[Collected data]
= = = =

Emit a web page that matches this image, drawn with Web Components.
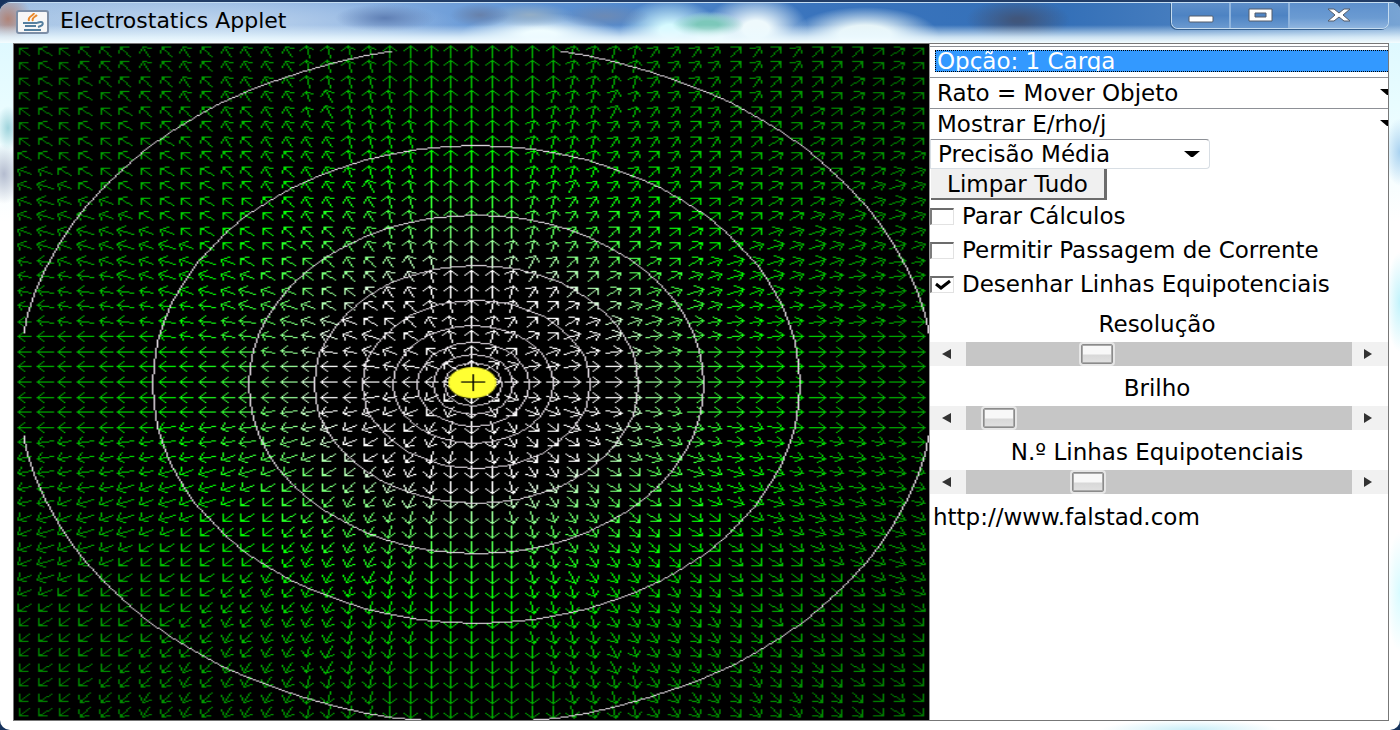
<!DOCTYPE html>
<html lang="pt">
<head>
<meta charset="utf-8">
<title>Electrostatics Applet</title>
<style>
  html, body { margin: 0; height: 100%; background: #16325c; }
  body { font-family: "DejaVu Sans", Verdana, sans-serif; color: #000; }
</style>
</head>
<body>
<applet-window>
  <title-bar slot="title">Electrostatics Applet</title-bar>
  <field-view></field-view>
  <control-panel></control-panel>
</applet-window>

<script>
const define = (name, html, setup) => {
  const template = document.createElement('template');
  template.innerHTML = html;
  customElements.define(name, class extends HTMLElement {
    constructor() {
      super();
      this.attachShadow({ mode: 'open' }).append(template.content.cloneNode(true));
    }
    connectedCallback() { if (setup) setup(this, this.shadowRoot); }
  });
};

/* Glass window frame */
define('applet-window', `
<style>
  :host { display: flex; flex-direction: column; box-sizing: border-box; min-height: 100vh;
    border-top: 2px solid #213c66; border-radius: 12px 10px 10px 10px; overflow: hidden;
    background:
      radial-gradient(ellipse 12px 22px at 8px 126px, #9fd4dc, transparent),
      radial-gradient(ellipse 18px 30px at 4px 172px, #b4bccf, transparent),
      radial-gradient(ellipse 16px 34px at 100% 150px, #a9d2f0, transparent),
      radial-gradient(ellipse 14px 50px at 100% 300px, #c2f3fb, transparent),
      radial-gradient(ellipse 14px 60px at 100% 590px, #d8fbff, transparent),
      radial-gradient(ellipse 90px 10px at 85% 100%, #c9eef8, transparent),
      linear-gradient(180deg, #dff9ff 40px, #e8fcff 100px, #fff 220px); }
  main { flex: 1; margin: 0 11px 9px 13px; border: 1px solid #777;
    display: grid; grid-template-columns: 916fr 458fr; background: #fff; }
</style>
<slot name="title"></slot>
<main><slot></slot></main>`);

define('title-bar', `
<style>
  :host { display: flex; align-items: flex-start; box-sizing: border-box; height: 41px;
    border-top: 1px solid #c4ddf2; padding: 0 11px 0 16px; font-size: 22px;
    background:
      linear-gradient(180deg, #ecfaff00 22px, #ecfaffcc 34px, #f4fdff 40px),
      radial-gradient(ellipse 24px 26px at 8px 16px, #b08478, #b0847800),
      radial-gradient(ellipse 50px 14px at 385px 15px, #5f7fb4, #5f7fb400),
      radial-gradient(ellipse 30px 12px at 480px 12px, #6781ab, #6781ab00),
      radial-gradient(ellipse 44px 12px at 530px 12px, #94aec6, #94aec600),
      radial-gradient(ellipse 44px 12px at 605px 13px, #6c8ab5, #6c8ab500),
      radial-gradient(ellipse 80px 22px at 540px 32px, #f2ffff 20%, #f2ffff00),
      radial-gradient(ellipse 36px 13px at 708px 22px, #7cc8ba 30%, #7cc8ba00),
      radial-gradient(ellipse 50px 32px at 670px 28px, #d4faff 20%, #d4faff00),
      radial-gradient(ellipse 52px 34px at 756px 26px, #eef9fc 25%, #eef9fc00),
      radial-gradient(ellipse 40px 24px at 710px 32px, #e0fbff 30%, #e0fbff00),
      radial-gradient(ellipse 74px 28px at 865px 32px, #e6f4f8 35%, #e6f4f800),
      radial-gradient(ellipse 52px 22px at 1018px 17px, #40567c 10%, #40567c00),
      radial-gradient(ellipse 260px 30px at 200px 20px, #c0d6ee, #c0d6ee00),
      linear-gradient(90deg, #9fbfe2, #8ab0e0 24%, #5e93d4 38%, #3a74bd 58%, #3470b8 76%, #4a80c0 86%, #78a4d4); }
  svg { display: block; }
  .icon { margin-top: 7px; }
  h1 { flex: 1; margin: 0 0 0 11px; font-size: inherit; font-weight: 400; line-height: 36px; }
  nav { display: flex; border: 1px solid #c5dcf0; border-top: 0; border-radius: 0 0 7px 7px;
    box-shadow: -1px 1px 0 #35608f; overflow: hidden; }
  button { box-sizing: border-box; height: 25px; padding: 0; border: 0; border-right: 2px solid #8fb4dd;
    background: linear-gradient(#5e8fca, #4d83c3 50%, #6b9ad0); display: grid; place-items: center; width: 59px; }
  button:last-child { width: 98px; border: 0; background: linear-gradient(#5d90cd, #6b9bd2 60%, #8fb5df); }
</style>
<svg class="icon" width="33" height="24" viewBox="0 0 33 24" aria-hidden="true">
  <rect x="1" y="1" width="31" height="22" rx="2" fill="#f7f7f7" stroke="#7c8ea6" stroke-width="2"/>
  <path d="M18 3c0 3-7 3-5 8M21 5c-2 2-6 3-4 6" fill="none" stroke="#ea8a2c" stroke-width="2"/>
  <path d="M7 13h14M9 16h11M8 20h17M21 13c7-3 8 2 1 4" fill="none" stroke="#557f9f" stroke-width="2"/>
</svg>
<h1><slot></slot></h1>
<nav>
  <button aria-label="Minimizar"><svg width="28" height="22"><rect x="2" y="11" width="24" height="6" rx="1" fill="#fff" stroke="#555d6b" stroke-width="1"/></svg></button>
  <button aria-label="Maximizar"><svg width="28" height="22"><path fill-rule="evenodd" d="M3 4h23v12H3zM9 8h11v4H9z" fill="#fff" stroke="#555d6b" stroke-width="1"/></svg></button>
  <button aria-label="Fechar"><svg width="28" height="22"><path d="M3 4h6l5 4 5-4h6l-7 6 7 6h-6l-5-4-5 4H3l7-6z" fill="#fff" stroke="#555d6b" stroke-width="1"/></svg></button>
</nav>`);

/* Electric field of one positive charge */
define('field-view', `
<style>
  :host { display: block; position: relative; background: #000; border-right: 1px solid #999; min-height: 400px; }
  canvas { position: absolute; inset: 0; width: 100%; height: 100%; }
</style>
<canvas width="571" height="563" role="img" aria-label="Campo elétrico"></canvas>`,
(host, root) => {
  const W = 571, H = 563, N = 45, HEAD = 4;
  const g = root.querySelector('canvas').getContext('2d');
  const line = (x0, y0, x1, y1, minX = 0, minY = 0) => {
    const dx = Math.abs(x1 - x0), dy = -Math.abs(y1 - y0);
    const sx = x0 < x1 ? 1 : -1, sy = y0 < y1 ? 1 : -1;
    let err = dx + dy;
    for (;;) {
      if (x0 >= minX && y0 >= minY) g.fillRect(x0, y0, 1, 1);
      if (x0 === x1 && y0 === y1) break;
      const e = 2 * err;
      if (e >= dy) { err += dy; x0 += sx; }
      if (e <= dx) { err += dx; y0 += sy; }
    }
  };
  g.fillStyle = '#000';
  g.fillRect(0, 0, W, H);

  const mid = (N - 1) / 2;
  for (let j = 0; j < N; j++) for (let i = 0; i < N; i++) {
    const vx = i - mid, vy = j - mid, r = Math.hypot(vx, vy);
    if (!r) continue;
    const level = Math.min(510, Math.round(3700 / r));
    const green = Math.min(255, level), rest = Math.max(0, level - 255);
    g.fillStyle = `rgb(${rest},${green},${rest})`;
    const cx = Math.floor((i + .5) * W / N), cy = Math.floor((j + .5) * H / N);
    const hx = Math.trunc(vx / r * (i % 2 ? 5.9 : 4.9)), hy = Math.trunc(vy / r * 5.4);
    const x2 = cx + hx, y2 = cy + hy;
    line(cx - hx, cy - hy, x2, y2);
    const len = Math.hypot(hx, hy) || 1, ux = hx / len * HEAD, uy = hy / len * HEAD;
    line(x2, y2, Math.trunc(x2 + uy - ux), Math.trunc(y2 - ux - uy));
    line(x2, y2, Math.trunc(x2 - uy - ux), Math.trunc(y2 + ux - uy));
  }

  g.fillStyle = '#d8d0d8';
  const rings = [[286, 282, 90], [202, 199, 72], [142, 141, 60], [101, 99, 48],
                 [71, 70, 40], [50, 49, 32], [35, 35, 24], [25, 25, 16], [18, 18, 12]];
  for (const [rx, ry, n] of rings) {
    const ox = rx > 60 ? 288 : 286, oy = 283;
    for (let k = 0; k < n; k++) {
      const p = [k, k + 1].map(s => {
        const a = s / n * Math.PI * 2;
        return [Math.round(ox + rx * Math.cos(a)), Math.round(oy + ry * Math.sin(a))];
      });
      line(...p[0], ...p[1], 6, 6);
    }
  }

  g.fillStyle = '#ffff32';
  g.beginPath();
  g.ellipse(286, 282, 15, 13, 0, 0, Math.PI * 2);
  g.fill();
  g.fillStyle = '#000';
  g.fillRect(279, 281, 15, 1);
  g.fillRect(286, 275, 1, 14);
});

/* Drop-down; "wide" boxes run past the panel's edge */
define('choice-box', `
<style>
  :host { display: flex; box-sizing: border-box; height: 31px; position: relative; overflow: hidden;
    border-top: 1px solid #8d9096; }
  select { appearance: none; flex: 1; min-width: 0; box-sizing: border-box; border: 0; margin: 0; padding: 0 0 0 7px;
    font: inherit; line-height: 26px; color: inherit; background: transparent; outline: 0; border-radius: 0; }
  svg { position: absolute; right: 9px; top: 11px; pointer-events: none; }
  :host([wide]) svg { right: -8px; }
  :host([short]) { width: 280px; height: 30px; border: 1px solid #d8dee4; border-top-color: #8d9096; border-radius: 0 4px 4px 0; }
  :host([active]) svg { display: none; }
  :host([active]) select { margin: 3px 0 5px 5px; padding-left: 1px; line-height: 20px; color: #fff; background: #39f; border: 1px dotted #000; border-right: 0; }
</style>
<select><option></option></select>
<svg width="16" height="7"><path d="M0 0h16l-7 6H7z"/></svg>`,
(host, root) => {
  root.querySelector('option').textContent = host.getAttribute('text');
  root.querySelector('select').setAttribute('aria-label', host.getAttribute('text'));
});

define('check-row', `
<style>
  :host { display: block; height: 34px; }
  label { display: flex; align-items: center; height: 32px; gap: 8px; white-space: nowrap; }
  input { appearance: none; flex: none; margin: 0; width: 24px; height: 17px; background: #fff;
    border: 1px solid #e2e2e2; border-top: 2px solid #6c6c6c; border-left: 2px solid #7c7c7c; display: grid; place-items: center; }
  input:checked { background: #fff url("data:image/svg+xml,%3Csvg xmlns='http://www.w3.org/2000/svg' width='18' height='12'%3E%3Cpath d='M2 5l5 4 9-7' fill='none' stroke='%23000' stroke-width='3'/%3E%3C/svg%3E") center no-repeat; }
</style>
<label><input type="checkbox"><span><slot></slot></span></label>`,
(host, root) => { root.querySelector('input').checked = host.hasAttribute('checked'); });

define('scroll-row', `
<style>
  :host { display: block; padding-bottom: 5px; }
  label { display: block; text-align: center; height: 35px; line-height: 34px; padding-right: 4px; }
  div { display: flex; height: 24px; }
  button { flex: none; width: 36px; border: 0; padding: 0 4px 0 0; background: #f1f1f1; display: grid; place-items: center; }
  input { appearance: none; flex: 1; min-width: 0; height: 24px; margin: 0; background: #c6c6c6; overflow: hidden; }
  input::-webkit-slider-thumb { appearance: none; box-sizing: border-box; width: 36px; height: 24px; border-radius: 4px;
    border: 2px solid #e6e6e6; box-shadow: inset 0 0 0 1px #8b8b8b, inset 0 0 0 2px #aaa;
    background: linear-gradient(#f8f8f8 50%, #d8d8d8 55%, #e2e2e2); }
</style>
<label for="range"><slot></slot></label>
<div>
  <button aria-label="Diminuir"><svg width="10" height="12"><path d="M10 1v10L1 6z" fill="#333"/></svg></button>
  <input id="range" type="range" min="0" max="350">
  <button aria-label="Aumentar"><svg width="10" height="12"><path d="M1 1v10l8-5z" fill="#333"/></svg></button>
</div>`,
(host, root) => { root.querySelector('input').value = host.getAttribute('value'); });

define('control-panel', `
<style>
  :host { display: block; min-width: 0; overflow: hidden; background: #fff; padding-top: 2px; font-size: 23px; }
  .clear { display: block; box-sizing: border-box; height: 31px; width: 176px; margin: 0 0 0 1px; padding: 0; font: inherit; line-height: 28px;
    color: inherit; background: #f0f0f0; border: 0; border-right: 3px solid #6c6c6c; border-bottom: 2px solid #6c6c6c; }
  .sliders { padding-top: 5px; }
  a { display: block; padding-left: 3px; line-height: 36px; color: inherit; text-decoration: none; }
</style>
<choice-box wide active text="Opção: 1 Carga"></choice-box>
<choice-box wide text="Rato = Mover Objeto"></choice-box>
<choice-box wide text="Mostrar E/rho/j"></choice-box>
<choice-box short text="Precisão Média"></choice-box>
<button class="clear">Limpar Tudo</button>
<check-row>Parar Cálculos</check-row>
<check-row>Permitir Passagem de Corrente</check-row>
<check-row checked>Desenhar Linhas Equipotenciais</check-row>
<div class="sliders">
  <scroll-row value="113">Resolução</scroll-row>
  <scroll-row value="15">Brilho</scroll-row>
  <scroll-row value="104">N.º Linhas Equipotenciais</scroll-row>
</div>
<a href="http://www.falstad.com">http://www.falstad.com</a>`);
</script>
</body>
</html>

= = = =

[Exercise brief] From the top of the listing above, repeat each line exactly until you reach the line containing "</applet-window>", and repeat that one too. Leave the pictures out.

[Finished exercise]
Emit a web page that matches this image, drawn with Web Components.
<!DOCTYPE html>
<html lang="pt">
<head>
<meta charset="utf-8">
<title>Electrostatics Applet</title>
<style>
  html, body { margin: 0; height: 100%; background: #16325c; }
  body { font-family: "DejaVu Sans", Verdana, sans-serif; color: #000; }
</style>
</head>
<body>
<applet-window>
  <title-bar slot="title">Electrostatics Applet</title-bar>
  <field-view></field-view>
  <control-panel></control-panel>
</applet-window>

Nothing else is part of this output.